Given information
* BEGIN *

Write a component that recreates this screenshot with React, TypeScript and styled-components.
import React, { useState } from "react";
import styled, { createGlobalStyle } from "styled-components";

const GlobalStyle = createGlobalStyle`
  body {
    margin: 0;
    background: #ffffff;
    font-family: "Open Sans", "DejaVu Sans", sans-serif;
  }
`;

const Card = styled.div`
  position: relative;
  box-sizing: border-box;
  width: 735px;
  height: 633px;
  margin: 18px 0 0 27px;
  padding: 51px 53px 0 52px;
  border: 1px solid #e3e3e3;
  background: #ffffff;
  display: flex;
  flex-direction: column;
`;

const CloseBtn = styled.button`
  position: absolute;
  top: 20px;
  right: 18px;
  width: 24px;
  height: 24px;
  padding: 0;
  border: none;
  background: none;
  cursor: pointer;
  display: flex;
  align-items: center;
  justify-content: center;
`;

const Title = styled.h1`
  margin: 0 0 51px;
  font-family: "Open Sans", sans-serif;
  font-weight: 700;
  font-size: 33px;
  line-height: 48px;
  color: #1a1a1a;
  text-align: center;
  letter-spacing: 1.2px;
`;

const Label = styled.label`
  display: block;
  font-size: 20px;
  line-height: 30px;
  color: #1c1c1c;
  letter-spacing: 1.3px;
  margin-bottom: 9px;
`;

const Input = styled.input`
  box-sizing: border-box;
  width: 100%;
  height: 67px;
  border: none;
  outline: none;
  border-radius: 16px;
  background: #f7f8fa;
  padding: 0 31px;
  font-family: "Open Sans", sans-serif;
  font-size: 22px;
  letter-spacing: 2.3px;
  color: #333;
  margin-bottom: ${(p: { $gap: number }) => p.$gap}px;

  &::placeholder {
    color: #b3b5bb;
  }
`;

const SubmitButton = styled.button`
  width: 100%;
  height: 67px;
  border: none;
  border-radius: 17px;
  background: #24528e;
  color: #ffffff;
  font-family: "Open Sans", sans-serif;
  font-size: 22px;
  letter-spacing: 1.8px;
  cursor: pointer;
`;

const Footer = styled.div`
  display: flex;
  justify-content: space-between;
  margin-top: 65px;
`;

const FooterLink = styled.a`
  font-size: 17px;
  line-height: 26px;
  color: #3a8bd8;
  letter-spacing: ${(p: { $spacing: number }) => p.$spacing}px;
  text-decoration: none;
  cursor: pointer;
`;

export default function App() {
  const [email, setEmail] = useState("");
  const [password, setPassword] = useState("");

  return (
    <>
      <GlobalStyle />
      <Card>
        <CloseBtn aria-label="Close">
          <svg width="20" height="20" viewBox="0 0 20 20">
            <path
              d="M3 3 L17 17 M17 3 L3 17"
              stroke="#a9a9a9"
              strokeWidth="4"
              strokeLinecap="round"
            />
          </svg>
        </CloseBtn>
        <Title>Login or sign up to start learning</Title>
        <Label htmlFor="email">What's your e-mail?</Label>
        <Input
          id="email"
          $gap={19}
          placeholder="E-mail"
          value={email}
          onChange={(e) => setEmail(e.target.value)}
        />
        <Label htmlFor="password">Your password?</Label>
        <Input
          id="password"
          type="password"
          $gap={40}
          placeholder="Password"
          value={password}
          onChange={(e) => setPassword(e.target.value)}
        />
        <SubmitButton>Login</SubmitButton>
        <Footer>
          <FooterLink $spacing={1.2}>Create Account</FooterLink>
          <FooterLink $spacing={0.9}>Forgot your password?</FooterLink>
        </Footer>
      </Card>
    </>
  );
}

* END *

Task to complete
Write out the data exactly as it stands.

Full answer
Write a component that recreates this screenshot with React, TypeScript and styled-components.
import React, { useState } from "react";
import styled, { createGlobalStyle } from "styled-components";

const GlobalStyle = createGlobalStyle`
  body {
    margin: 0;
    background: #ffffff;
    font-family: "Open Sans", "DejaVu Sans", sans-serif;
  }
`;

const Card = styled.div`
  position: relative;
  box-sizing: border-box;
  width: 735px;
  height: 633px;
  margin: 18px 0 0 27px;
  padding: 51px 53px 0 52px;
  border: 1px solid #e3e3e3;
  background: #ffffff;
  display: flex;
  flex-direction: column;
`;

const CloseBtn = styled.button`
  position: absolute;
  top: 20px;
  right: 18px;
  width: 24px;
  height: 24px;
  padding: 0;
  border: none;
  background: none;
  cursor: pointer;
  display: flex;
  align-items: center;
  justify-content: center;
`;

const Title = styled.h1`
  margin: 0 0 51px;
  font-family: "Open Sans", sans-serif;
  font-weight: 700;
  font-size: 33px;
  line-height: 48px;
  color: #1a1a1a;
  text-align: center;
  letter-spacing: 1.2px;
`;

const Label = styled.label`
  display: block;
  font-size: 20px;
  line-height: 30px;
  color: #1c1c1c;
  letter-spacing: 1.3px;
  margin-bottom: 9px;
`;

const Input = styled.input`
  box-sizing: border-box;
  width: 100%;
  height: 67px;
  border: none;
  outline: none;
  border-radius: 16px;
  background: #f7f8fa;
  padding: 0 31px;
  font-family: "Open Sans", sans-serif;
  font-size: 22px;
  letter-spacing: 2.3px;
  color: #333;
  margin-bottom: ${(p: { $gap: number }) => p.$gap}px;

  &::placeholder {
    color: #b3b5bb;
  }
`;

const SubmitButton = styled.button`
  width: 100%;
  height: 67px;
  border: none;
  border-radius: 17px;
  background: #24528e;
  color: #ffffff;
  font-family: "Open Sans", sans-serif;
  font-size: 22px;
  letter-spacing: 1.8px;
  cursor: pointer;
`;

const Footer = styled.div`
  display: flex;
  justify-content: space-between;
  margin-top: 65px;
`;

const FooterLink = styled.a`
  font-size: 17px;
  line-height: 26px;
  color: #3a8bd8;
  letter-spacing: ${(p: { $spacing: number }) => p.$spacing}px;
  text-decoration: none;
  cursor: pointer;
`;

export default function App() {
  const [email, setEmail] = useState("");
  const [password, setPassword] = useState("");

  return (
    <>
      <GlobalStyle />
      <Card>
        <CloseBtn aria-label="Close">
          <svg width="20" height="20" viewBox="0 0 20 20">
            <path
              d="M3 3 L17 17 M17 3 L3 17"
              stroke="#a9a9a9"
              strokeWidth="4"
              strokeLinecap="round"
            />
          </svg>
        </CloseBtn>
        <Title>Login or sign up to start learning</Title>
        <Label htmlFor="email">What's your e-mail?</Label>
        <Input
          id="email"
          $gap={19}
          placeholder="E-mail"
          value={email}
          onChange={(e) => setEmail(e.target.value)}
        />
        <Label htmlFor="password">Your password?</Label>
        <Input
          id="password"
          type="password"
          $gap={40}
          placeholder="Password"
          value={password}
          onChange={(e) => setPassword(e.target.value)}
        />
        <SubmitButton>Login</SubmitButton>
        <Footer>
          <FooterLink $spacing={1.2}>Create Account</FooterLink>
          <FooterLink $spacing={0.9}>Forgot your password?</FooterLink>
        </Footer>
      </Card>
    </>
  );
}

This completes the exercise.